[Material provided]
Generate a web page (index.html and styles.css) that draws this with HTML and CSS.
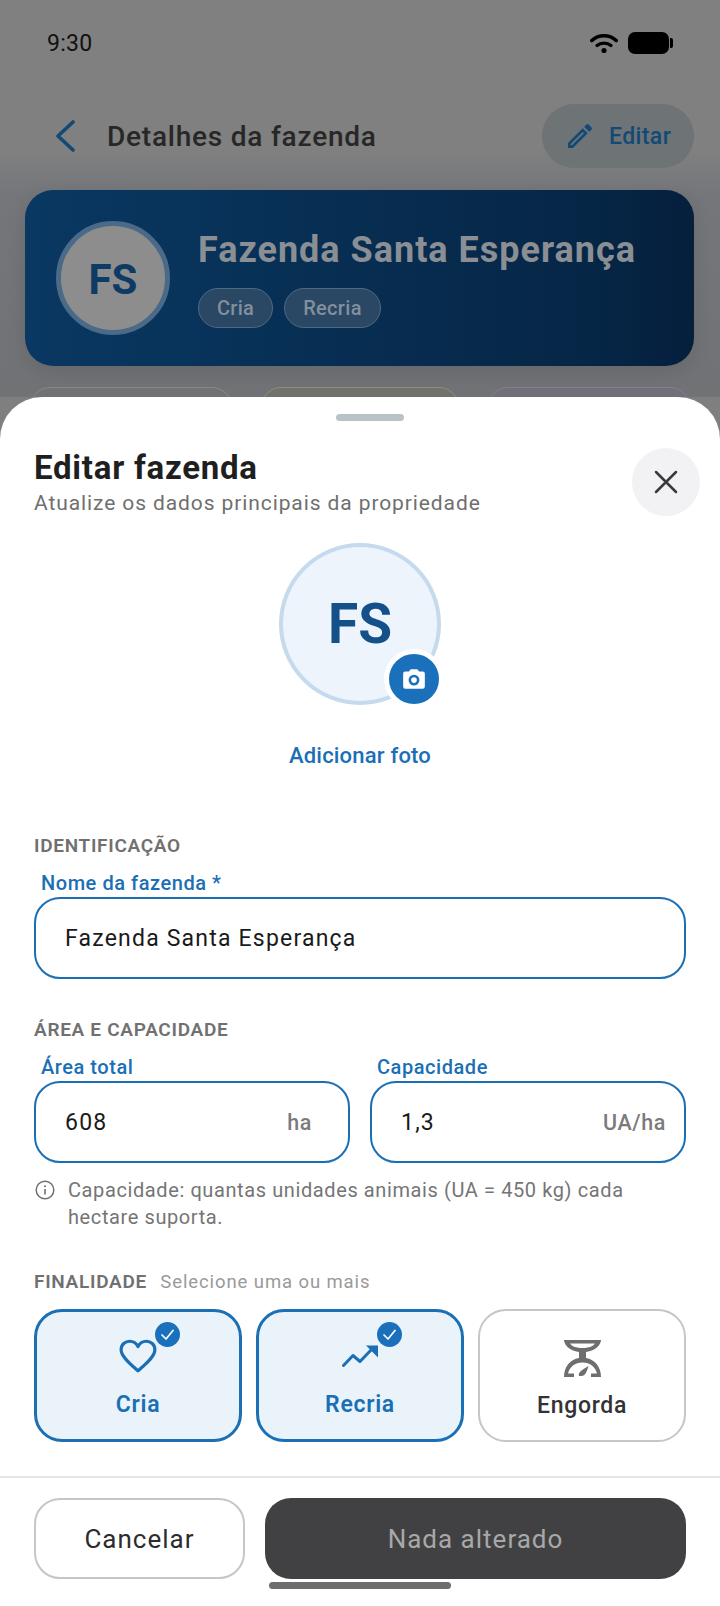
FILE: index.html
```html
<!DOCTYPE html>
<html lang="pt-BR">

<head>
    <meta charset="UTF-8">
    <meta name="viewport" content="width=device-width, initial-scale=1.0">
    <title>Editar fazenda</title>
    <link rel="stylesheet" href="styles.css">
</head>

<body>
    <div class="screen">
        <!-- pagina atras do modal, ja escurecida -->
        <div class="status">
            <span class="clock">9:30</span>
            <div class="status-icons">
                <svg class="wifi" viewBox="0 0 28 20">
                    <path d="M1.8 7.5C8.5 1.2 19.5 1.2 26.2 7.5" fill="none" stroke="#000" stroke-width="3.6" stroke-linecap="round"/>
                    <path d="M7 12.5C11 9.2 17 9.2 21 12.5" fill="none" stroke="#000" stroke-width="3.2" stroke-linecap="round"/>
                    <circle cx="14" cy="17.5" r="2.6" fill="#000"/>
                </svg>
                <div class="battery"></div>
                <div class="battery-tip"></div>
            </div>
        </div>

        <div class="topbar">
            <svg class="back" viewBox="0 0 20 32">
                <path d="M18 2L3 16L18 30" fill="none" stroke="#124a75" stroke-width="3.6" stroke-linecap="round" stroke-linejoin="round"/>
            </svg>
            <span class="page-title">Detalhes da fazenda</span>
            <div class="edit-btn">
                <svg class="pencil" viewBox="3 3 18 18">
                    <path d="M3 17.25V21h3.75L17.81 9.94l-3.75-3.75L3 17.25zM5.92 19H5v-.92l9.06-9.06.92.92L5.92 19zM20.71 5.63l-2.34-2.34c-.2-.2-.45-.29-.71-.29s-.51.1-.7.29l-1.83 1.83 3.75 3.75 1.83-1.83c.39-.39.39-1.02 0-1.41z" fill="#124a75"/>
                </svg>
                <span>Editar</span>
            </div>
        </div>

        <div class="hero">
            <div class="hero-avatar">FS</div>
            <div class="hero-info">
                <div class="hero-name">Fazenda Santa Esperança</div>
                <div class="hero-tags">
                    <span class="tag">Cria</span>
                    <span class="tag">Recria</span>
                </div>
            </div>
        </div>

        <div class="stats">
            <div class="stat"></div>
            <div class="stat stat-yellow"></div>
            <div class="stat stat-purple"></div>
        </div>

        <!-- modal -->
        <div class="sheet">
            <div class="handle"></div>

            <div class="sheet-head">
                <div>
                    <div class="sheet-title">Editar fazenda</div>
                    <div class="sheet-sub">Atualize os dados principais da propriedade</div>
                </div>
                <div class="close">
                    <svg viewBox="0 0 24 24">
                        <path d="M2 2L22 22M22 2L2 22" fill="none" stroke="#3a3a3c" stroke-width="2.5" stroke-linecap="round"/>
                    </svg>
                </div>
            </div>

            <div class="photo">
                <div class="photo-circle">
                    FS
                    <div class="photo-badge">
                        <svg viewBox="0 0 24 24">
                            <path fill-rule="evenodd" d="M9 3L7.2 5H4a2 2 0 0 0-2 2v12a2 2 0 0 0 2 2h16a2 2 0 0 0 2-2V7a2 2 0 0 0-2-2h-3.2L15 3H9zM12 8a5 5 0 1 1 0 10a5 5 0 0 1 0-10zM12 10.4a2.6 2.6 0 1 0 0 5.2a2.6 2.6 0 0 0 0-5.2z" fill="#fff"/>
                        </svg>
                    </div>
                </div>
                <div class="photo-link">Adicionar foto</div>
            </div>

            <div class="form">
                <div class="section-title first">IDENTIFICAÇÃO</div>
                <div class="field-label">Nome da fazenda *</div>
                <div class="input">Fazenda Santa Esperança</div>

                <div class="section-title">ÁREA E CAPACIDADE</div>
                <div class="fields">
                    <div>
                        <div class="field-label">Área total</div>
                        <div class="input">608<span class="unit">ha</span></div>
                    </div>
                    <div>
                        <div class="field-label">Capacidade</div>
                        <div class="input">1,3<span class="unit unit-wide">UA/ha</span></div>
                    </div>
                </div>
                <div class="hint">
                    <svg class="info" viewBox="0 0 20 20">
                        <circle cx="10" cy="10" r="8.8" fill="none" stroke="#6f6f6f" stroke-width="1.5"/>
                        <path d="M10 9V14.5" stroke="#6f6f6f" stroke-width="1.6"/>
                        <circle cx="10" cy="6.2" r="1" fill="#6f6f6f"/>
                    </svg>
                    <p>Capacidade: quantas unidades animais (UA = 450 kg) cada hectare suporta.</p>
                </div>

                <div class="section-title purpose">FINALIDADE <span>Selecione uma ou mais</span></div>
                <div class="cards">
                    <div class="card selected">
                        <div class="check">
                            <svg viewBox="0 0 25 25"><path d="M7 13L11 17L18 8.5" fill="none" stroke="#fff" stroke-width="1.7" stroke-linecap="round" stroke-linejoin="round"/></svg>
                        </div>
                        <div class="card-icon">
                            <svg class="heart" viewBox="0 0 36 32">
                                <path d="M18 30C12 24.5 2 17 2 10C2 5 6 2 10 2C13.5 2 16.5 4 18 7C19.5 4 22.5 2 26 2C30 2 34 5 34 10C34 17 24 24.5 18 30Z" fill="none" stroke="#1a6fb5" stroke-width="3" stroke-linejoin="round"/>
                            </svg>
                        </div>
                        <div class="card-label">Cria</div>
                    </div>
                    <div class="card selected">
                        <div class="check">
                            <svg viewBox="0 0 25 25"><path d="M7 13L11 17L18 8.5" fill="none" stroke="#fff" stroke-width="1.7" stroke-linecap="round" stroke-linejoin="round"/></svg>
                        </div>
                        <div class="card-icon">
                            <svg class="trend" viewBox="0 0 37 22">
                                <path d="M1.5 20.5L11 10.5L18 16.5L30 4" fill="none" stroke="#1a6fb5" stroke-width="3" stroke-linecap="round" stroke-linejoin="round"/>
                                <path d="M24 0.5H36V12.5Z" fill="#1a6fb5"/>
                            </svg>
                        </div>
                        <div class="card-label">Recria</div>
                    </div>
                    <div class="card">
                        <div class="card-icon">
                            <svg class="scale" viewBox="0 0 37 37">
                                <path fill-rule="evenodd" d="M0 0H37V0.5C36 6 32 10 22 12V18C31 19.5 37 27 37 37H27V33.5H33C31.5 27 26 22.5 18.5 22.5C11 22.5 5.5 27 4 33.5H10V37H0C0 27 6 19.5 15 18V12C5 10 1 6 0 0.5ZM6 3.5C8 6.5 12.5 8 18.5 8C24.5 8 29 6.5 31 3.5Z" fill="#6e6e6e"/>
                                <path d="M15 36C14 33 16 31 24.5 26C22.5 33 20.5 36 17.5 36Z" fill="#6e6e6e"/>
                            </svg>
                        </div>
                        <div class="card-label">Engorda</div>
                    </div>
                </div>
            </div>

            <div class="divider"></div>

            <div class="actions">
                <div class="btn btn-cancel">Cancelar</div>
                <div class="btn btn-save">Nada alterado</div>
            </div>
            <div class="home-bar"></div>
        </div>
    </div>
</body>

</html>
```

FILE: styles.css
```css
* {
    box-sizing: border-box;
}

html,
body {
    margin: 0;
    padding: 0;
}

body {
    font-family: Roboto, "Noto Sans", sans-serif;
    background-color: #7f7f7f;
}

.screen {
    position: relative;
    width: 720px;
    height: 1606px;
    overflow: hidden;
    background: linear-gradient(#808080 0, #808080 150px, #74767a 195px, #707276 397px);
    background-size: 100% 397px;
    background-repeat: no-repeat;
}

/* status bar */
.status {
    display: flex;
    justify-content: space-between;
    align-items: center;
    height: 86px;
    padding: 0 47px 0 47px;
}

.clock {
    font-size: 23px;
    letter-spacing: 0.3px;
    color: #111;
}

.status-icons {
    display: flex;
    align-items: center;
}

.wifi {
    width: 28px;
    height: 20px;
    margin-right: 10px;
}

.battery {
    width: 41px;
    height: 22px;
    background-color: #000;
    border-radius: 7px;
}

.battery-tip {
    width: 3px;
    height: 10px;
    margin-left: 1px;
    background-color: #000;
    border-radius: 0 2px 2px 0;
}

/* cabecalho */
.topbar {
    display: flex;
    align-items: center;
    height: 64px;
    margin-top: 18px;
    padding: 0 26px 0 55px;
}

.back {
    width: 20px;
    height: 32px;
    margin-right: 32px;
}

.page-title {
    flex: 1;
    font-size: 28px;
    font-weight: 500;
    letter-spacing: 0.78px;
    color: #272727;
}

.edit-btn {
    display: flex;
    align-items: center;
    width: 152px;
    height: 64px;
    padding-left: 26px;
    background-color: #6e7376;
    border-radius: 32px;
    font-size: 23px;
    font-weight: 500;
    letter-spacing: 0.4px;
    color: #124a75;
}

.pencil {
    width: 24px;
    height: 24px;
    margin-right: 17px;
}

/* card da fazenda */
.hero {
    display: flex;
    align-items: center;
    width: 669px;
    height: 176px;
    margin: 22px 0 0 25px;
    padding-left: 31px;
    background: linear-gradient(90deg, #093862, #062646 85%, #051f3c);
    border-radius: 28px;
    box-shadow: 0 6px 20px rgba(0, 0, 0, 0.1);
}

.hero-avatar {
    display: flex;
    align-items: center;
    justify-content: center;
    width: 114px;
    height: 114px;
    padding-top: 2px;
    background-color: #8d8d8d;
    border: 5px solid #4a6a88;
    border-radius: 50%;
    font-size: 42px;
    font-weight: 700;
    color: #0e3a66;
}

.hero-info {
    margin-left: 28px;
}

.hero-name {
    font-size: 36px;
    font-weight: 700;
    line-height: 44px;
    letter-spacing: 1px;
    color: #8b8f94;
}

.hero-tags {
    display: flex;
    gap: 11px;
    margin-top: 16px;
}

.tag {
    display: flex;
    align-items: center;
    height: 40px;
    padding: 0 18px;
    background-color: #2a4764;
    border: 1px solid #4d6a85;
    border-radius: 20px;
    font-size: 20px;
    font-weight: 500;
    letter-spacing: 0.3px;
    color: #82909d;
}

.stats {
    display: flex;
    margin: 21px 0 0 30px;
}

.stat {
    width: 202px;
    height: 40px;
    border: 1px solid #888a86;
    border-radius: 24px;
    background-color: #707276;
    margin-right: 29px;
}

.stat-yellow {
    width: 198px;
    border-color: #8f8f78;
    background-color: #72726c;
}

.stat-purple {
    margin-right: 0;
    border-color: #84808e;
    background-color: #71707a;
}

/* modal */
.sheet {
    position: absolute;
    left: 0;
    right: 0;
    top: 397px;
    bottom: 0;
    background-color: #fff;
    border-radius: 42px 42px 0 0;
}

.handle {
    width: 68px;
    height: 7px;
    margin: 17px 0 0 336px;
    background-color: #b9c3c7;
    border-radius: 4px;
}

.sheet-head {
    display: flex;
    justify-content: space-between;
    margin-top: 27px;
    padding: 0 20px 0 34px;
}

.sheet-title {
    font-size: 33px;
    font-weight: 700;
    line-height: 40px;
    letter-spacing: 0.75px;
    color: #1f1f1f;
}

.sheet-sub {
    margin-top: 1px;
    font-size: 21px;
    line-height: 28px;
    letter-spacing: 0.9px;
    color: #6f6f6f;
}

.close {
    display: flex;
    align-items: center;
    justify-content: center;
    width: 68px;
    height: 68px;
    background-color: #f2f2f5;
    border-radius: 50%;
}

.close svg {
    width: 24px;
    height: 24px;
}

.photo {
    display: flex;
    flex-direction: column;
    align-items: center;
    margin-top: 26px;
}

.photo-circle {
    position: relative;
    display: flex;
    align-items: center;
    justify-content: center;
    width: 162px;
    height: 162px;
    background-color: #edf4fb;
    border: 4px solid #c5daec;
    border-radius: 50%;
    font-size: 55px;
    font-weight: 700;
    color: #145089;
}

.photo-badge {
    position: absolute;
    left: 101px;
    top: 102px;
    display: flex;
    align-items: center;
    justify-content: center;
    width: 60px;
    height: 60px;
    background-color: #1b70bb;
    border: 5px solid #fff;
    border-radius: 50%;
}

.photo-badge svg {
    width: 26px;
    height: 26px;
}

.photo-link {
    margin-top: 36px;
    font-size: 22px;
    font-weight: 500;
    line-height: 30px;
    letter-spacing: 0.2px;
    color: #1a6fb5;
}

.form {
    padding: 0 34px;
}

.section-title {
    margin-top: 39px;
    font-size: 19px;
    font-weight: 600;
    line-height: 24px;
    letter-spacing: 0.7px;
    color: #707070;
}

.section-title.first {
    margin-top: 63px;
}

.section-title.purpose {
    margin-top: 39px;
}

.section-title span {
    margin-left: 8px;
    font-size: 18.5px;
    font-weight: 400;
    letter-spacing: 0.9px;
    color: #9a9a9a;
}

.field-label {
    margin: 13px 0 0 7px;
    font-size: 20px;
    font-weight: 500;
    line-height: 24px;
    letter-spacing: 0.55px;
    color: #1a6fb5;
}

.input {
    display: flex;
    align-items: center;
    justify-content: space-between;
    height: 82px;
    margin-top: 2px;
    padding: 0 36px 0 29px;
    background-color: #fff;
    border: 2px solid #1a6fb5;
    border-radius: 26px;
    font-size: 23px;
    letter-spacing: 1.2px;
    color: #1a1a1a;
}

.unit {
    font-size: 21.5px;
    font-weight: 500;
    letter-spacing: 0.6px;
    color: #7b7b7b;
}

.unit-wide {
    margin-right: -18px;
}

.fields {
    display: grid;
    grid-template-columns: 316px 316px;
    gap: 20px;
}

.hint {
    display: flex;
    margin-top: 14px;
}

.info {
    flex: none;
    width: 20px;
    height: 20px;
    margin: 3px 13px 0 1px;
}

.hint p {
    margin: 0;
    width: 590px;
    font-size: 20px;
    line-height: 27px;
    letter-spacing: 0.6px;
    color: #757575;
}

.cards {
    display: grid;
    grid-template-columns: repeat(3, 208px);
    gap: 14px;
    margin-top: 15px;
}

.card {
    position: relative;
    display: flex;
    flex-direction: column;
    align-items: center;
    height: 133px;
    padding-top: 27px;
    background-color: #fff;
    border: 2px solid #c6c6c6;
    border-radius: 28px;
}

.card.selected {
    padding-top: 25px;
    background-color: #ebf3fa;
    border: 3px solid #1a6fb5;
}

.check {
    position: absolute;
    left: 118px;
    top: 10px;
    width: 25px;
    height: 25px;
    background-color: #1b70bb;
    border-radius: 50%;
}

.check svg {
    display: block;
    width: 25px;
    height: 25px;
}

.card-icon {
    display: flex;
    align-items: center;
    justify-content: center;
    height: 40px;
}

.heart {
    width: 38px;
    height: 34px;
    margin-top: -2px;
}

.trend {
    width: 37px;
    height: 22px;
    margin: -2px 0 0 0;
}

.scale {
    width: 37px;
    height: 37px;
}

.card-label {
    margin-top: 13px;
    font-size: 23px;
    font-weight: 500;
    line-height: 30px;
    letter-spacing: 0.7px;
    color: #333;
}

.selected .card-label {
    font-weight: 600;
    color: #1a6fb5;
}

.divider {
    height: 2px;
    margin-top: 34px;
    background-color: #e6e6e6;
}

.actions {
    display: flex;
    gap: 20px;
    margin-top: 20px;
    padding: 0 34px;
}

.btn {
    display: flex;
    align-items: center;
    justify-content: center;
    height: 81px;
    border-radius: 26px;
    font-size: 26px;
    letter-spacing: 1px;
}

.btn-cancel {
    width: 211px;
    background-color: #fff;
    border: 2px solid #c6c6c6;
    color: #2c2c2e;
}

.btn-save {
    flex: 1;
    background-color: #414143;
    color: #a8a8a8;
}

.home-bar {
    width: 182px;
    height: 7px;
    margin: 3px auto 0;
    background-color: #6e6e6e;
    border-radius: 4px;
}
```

[Aim]
Work out how many lines above contain the word "index". Give only the number.

[Solution to the exercise]
2